Yes speed is huge. I’ve spent a large amount of time porting libraries/functions from other languages into R/python. However, the combination of speed and flexibility (interfacing with other programs) is what makes a difference. If all I cared about was speed I’d just use C, but I need to easily connect all the different code others have written.

I did notice this. I just wanted to build on why that was such a big deal to someone that may already feel comfortable in their current workflow. It looks like a great presentation.

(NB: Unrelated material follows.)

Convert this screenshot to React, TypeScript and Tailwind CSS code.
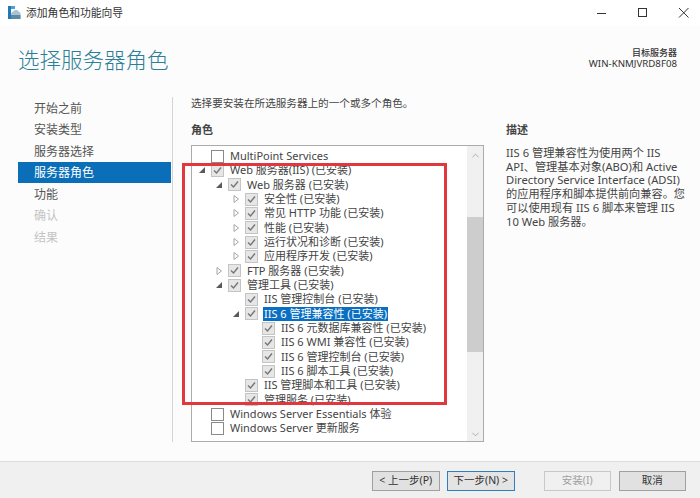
import { ChevronDown, ChevronUp } from "lucide-react";

type Row = {
  label: string;
  level: number;
  arrow?: "open" | "closed";
  checked?: boolean;
  selected?: boolean;
};

const steps = [
  { label: "开始之前" },
  { label: "安装类型" },
  { label: "服务器选择" },
  { label: "服务器角色", active: true },
  { label: "功能" },
  { label: "确认", disabled: true },
  { label: "结果", disabled: true },
];

const rows: Row[] = [
  { label: "MultiPoint Services", level: 0 },
  { label: "Web 服务器(IIS) (已安装)", level: 0, arrow: "open", checked: true },
  { label: "Web 服务器 (已安装)", level: 1, arrow: "open", checked: true },
  { label: "安全性 (已安装)", level: 2, arrow: "closed", checked: true },
  { label: "常见 HTTP 功能 (已安装)", level: 2, arrow: "closed", checked: true },
  { label: "性能 (已安装)", level: 2, arrow: "closed", checked: true },
  { label: "运行状况和诊断 (已安装)", level: 2, arrow: "closed", checked: true },
  { label: "应用程序开发 (已安装)", level: 2, arrow: "closed", checked: true },
  { label: "FTP 服务器 (已安装)", level: 1, arrow: "closed", checked: true },
  { label: "管理工具 (已安装)", level: 1, arrow: "open", checked: true },
  { label: "IIS 管理控制台 (已安装)", level: 2, checked: true },
  { label: "IIS 6 管理兼容性 (已安装)", level: 2, arrow: "open", checked: true, selected: true },
  { label: "IIS 6 元数据库兼容性 (已安装)", level: 3, checked: true },
  { label: "IIS 6 WMI 兼容性 (已安装)", level: 3, checked: true },
  { label: "IIS 6 管理控制台 (已安装)", level: 3, checked: true },
  { label: "IIS 6 脚本工具 (已安装)", level: 3, checked: true },
  { label: "IIS 管理脚本和工具 (已安装)", level: 2, checked: true },
  { label: "管理服务 (已安装)", level: 2, checked: true },
  { label: "Windows Server Essentials 体验", level: 0 },
  { label: "Windows Server 更新服务", level: 0 },
];

function TreeArrow({ type }: { type?: "open" | "closed" }) {
  if (!type) return <span className="w-[8px] shrink-0" />;
  return (
    <svg width="8" height="8" viewBox="0 0 8 8" className="shrink-0">
      {type === "open" ? (
        <path d="M7 1V7H1Z" fill="#595959" />
      ) : (
        <path d="M2 0.5L6.5 4L2 7.5Z" fill="#fff" stroke="#a6a6a6" />
      )}
    </svg>
  );
}

function CheckBox({ checked }: { checked?: boolean }) {
  if (!checked) {
    return <span className="ml-[5px] block h-[13px] w-[13px] shrink-0 border border-[#8a8a8a] bg-white" />;
  }
  return (
    <span className="ml-[5px] flex h-[13px] w-[13px] shrink-0 items-center justify-center border border-[#c4c4c4] bg-[#e6e6e6]">
      <svg width="11" height="11" viewBox="0 0 11 11">
        <path d="M2 5.5L4.5 8L9 2.5" fill="none" stroke="#767676" strokeWidth="1.4" />
      </svg>
    </span>
  );
}

function TreeRow({ row }: { row: Row }) {
  const pad = ["pl-[6px]", "pl-[23px]", "pl-[40px]", "pl-[57px]"][row.level];
  return (
    <div className={`flex h-[14.33px] items-center ${pad}`}>
      <TreeArrow type={row.arrow} />
      <CheckBox checked={row.checked} />
      <span
        className={`ml-[5px] whitespace-nowrap px-[1px] text-[11px] leading-[14px] ${
          row.selected ? "bg-[#0a6fc2] text-white" : "text-[#444]"
        }`}
      >
        {row.label}
      </span>
    </div>
  );
}

function WizardButton({ label, variant }: { label: string; variant?: "primary" | "disabled" }) {
  const look =
    variant === "primary"
      ? "border-[#2f7fbf] bg-[#e4e4e4] text-[#333]"
      : variant === "disabled"
        ? "border-[#c8c8c8] bg-[#f0f0f0] text-[#a0a0a0]"
        : "border-[#a0a0a0] bg-[#e1e1e1] text-[#333]";
  return (
    <button className={`flex h-[20px] w-[67.5px] items-center justify-center border text-[10.5px] ${look}`}>
      {label}
    </button>
  );
}

export default function App() {
  return (
    <div className="flex h-[498px] w-[700px] flex-col overflow-hidden bg-[#fcfcfc] font-['Noto_Sans','Noto_Sans_CJK_SC',sans-serif] text-[11.5px] text-[#444]">
      {/* title bar */}
      <div className="flex h-[26px] items-center bg-white pl-[8px]">
        <svg width="13" height="14" viewBox="0 0 13 14">
          <rect x="0" y="0" width="3" height="13" fill="#1f7ab8" />
          <rect x="3" y="0" width="4" height="3" fill="#4f9fd0" />
          <path d="M3 7L7 4H9L12.5 7V13H3Z" fill="#a8c4d4" />
          <rect x="3" y="9" width="9.5" height="4" fill="#5f8aa5" />
        </svg>
        <span className="ml-[5px] text-[10.8px] text-[#333]">添加角色和功能向导</span>
        <div className="ml-auto flex items-center">
          <svg width="12" height="12" viewBox="0 0 12 12" className="mr-[29px]">
            <path d="M1 6.5H10" stroke="#333" />
          </svg>
          <svg width="12" height="12" viewBox="0 0 12 12" className="mr-[29px]">
            <rect x="1.5" y="1.5" width="8" height="8" fill="none" stroke="#333" />
          </svg>
          <svg width="12" height="12" viewBox="0 0 12 12" className="mr-[10px]">
            <path d="M1 1L10.5 10.5M10.5 1L1 10.5" stroke="#333" />
          </svg>
        </div>
      </div>

      {/* header */}
      <div className="flex h-[71px] items-start justify-between pl-[18px] pr-[23px]">
        <h1 className="mt-[15px] text-[21.5px] font-light leading-[38px] text-[#2b7f96]">选择服务器角色</h1>
        <div className="mt-[21px] text-right text-[#333]">
          <div className="h-[11px] text-[9px] font-medium leading-[11px]">目标服务器</div>
          <div className="h-[12px] text-[9.7px] leading-[12px]">WIN-KNMJVRD8F08</div>
        </div>
      </div>

      {/* body */}
      <div className="flex h-[364px]">
        <nav className="w-[172px] pl-[18px] text-[12px]">
          {steps.map((s) => (
            <div
              key={s.label}
              className={`flex h-[21.5px] w-[153px] items-center pl-[16px] pt-[2px] ${
                s.active ? "bg-[#0a6fb8] text-white" : s.disabled ? "text-[#c4c4c4]" : "text-[#555]"
              }`}
            >
              {s.label}
            </div>
          ))}
        </nav>

        <div className="h-[345px] w-[510px] border-l border-[#d4d4d4] pl-[18px]">
          <p className="mt-[-1px] h-[14px] text-[10.6px] leading-[14px] text-[#444]">选择要安装在所选服务器上的一个或多个角色。</p>

          <div className="mt-[13px] flex">
            <div className="w-[293px] shrink-0">
              <div className="h-[22px] text-[11px] font-bold leading-[14px]">角色</div>
              <div className="flex h-[297px] border border-[#ababab] bg-white">
                <div className="flex-1 overflow-hidden pt-[3px]">
                  {rows.map((r) => (
                    <TreeRow key={r.label} row={r} />
                  ))}
                </div>
                <div className="flex w-[16px] flex-col items-center bg-[#f0f0f0]">
                  <ChevronUp size={11} className="mt-[4px] text-[#a6a6a6]" />
                  <div className="mt-[56px] h-[135px] w-full bg-[#cdcdcd]" />
                  <ChevronDown size={11} className="mt-auto mb-[1px] text-[#a6a6a6]" />
                </div>
              </div>
            </div>

            <div className="ml-[22px] w-[180px] shrink-0">
              <div className="h-[16px] text-[11px] font-bold leading-[14px]">描述</div>
              <p className="mt-[7px] whitespace-nowrap text-[11.2px] leading-[13.7px] text-[#444]">
                IIS 6 管理兼容性为使用两个 IIS
                <br />
                API、管理基本对象(ABO)和 Active
                <br />
                Directory Service Interface (ADSI)
                <br />
                的应用程序和脚本提供前向兼容。您
                <br />
                可以使用现有 IIS 6 脚本来管理 IIS
                <br />
                10 Web 服务器。
              </p>
            </div>
          </div>
        </div>
      </div>

      {/* footer */}
      <div className="flex flex-1 items-center justify-end border-t border-[#dcdcdc] bg-[#f0f0f0] pr-[14px] pt-[2px]">
        <div className="flex gap-[7.5px]">
          <WizardButton label="< 上一步(P)" />
          <WizardButton label="下一步(N) >" variant="primary" />
        </div>
        <div className="ml-[29px] flex gap-[7.5px]">
          <WizardButton label="安装(I)" variant="disabled" />
          <WizardButton label="取消" />
        </div>
      </div>

      {/* annotation drawn on top of the screenshot */}
      <div className="absolute left-[182px] top-[163px] h-[242px] w-[265px] border-[3px] border-[#e0383e]" />
    </div>
  );
}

In my field there’s enough memory usage that speed quickly translates into money. My current project is going to end up using about 50 TB of storage. You can imagine how much memory it will use to preprocess and analyze that.


#30

I really liked this, I added it to the notes. Awesome, thanks again.


#31

Oh, don’t make me imagine. How long does it take with conventional methods? For your types of codes, what kind of speedup do you usually see? What’s the actual speedup that happens in this case? If you run through that and show “look, 30x here means a day instead of a month”, I feel like it has a lot larger of an impact.


#32

My impression then is that your audience is mostly users who are not really interested in coding other than scripts that use existing, mature libraries, and at the same time Julia may not (yet) have all the tools they are used to.

In this context, I would hesitate to recommend Julia to them at this point. No matter how much we like a language, we should keep in mind that it may not be the best option for someone else at this point. Not everyone is an early adopter.

I think you are having a difficult time preparing this talk (as demonstrated by this discussion) because of this. Perhaps you can switch strategy, and instead of telling them why they should like Julia, explain what you like about it. Then they can decide for themselves, and it is perfectly fine if they just wait it out, at least they learned about the existence of another language they may explore in the future.


#33

I really agree with this. I’m gonna add a slide or two mentioning the libraries I like (as Chris suggested) and talk about that this is for early adopters and might not be for everyone. Apart from that I feel like the presentation does show why I love Julia (I could be more clear on that though).
Thanks!!!


#34

Another way to think about this though is that, if it’s already relevant and being used by people in such disparate fields, it’s not far fetched to believe it will be useful in theirs. And if they can use a single language that some of the best new packages are being written in AND it’s good for all the stuff they already do AND the community is great AND it’s fast, that all seems like a pretty decent argument :slight_smile:


#35

For sure. Yea, I think it’ll go down well. I’ll be reporting back here to let you all know how it went.


#36

ODE integration is one example where even if you use mature libraries in Python or R, performance is a serious challenge because user code is in the inner loop. This is one area where Julia really shines, and is relevant for many biologists and chemists because they are often trying to fit rate constants and ODE solvers are the bottleneck.


#37

All’n all it went well. People with more programming experience “got it” more than people with less, which is understandable (the programmer kept mouthing “wow, wow, wow”, while a non-programmer asked if Julia will suggest the correct model to input into a GLMM).

Thanks for all the help and support!


#38

would you share the latest version of the slides?


#39

It’s still in that github repo:

I should though add references to the people I stole content from.


#40

I plan to steal use your slides for a workshop I’m doing next month :slight_smile:. Like I said earlier, Julia community is awesome!